Employees of the Santa Paula Elementary School District rally outside the Elementary School Board meeting Tuesday evening. The employees rally took place in protest of the School Board's decision to lay off instructional assistants and other classified staff as a cost saving measure. In a prepared press release Sue Carpenter, president of California School Employees Association Santa Paula Chapter 497 said, “this round of layoffs is unnecessary.”

S.P. Elementary School employees protest layoffs

April 20, 2012
Santa Paula News

Scores of Santa Paula Elementary School District employees rallied with signs reading “No more cuts” to protest proposed layoffs of mostly classified employees before Tuesday’s school board meeting, which was moved to the Glen City School cafeteria to accommodate the crowd.

Despite the protests and multiple speakers urging the school district to retain employees, the board unanimously approved all the layoffs.

Nearly 100 residents and classified employees packed the meeting, urging the school board to dip into its $5 million reserves rather than lay off 24 employees --18 part-time positions, a full-time operations director, and two supervisors and three teachers in the preschool program. The state requires school districts to have a 3 percent reserve, which is just under $1 million for SPESD, said Assistant Superintendent of Business Services Cathy Bojorquez.

  “It’s not raining, it’s flooding,” said Robert O’Reilly of Camarillo, a labor relations representative standing in for SPESD Labor Relations representative Tron Burdick on behalf of the classified employees’ union, California School Employees Association Santa Paula Chapter 497. “You have all the lifeboats and you’re not letting us in on them.

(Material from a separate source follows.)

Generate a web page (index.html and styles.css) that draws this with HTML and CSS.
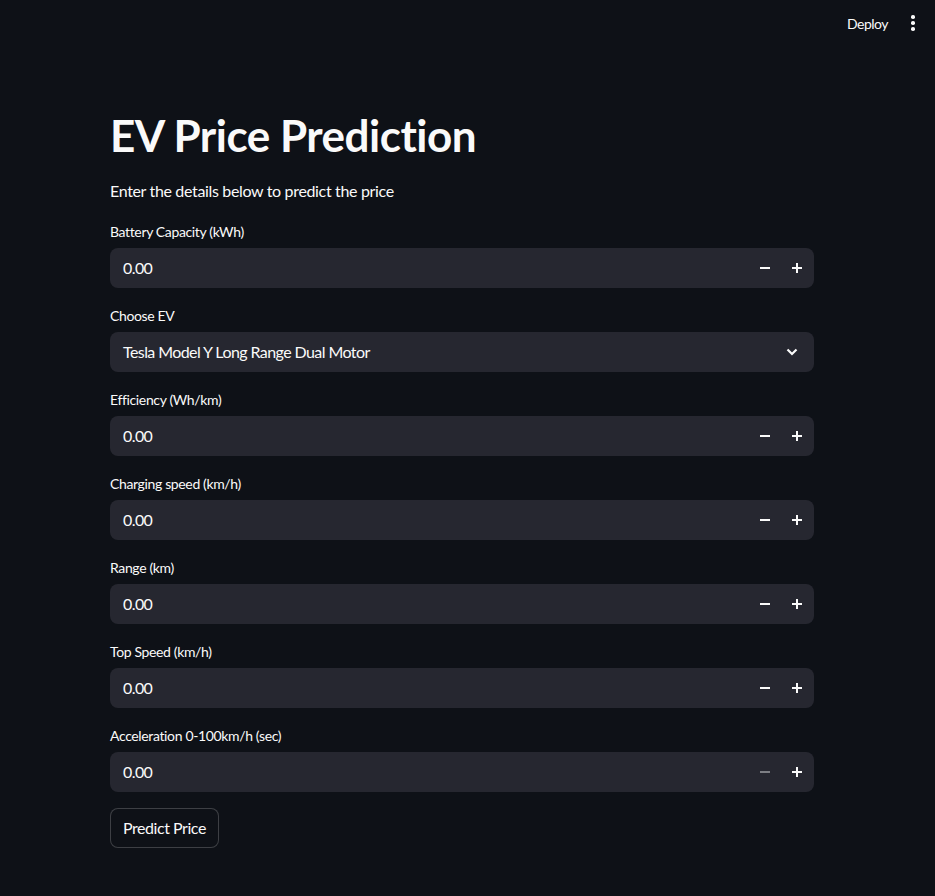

You’re creating a Titanic here.”

To a standing ovation, he criticized the school board at length. “You guys are not using the funds the way they’re designed to be used,” he said. Laying off so many people results in them not being able to pay their bills and losing their homes, he said. “You hurt your community. Get off that reserve you are sitting on and invest in the future.”

Superintendent Dr. F. Paul Chounet said the school district has “reserves over the limit,” but because of its two-year budget cycle, it has “to plan for the third year out in times of declining enrollment. We won’t be making our statutory reserves in year three in our current situation.”

Whether or not the district has to implement midyear cuts of $1.3 million in the coming school year will depend on the fate of the state initiatives for education on the November ballot, said Trustee Rick Cadman. He added that the CSEA sponsored his school board election campaign and the pain of making cuts is one reason he is not seeking re-election.

School board member Anthony Perez, who has been on the board 14 years, took issue with O’Reilly’s comments. “I don’t take cutting people’s livelihoods lightly,” he said. “I have been here since 1957. It hurts me because I’m part of this community. For a person to say the board doesn’t have a heart is insulting. I do have a heart. Times are tough and I have sympathy for anybody faced with losing their job. I don’t like it, believe me.”

“This round of layoffs is unnecessary,” said Sue Carpenter, president of CSEA’s Santa Paula chapter. Reserves are five times what the state requires, she said. Given that 30 percent of the district’s classified staff has already been laid off in recent years, the employees left are “doing others’ work to the point of breaking.”

Cathy Fernandez of Santa Paula, wife of Santa Paula City Councilman Ralph Fernandez and mother of three daughters in elementary school and one in high school, urged the board to dip into its reserves, especially for special education aides. “I hate to see special education get cuts in aide hours that are critical to their success,” she said.

Maria Perez, a mother of five children, one of whom is starting kindergarten in the fall, said the custodians and teachers’ aides are vital to the education and well-being of Santa Paula’s students. “I want to say thank you to the classified staff,” she said.